The expropriation bill represents one of those examples of where government does not act with restraint. It is an example of how the government changed many of the rules of the legal game in order to get what it wanted. That is why the expropriation was wrong.
In that sense, the expropriation bill is the same as Bill 29 and Muskrat Falls. In each of these three examples, the provincial government decided what it wanted to do. Then it set about to change the rules in order to get what it wanted for its own ends and –despite the rationalizations by government supporters - solely in its own interests.
The provincial government tried to avoid scrutiny, evade accountability, and conceal its actions. And that is most definitely not in the interests of Newfoundlanders and Labradorians.
The rule of law is not broken in Newfoundland and Labrador. Court decisions since 2003 have confirmed that the government cannot get away from the law completely. But that has not stopped the provincial government from carrying on some hideous abuses of the rule of law and of individuals.

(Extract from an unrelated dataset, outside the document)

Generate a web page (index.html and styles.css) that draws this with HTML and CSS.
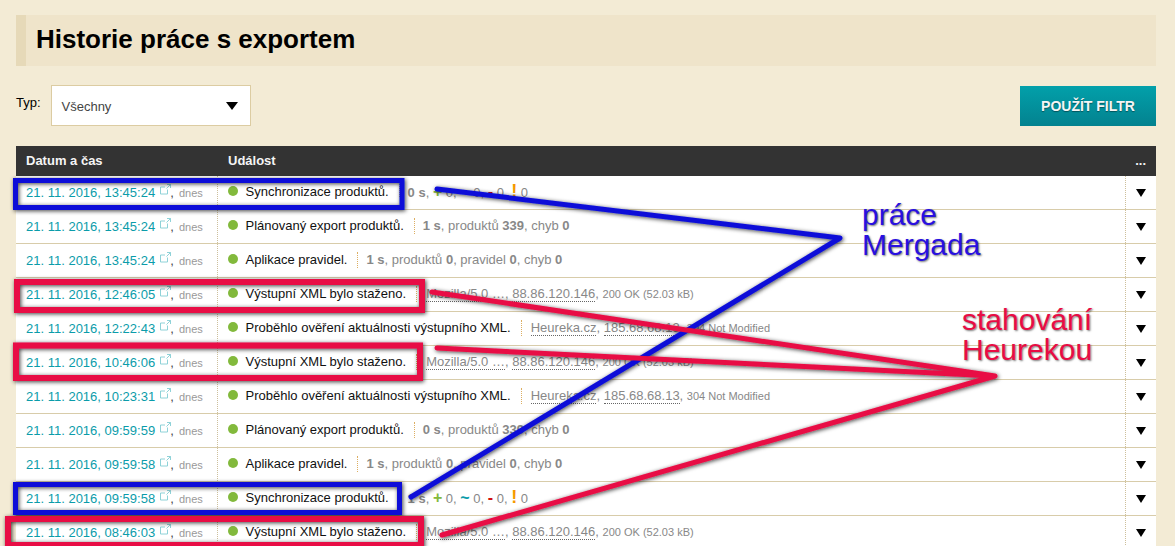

Some in the province undoubtedly still come forward to defend episodes like the expropriation because Abitibi deserved it, somehow, or because the company is a gang of outsiders. The same people often said the same sorts of things when Danny Williams launched into one of his xenophobic tirades.
But that turned out to be another foolish idea. Mark Griffin, your humble e-scribbler, and others have found, however, you didn’t have to be a come-from-away to face the verbal wrath of some high official of the provincial government. And even if one could still rationalize the expropriation on an anti-foreigner basis, Bill 29 and Muskrat Falls – of course – have their impact only on harm only Newfoundlanders and Labradorians.
Therein lies the danger of a government that changes the rules of the game to suit its own purposes. Whatever the government will do against a powerful corporation, it might just as easily do against those in our community who are much less powerful.
We do not need to imagine something like that.
We can ask Max Ruelokke.
Abusive government measures have no place in a fair and justice society.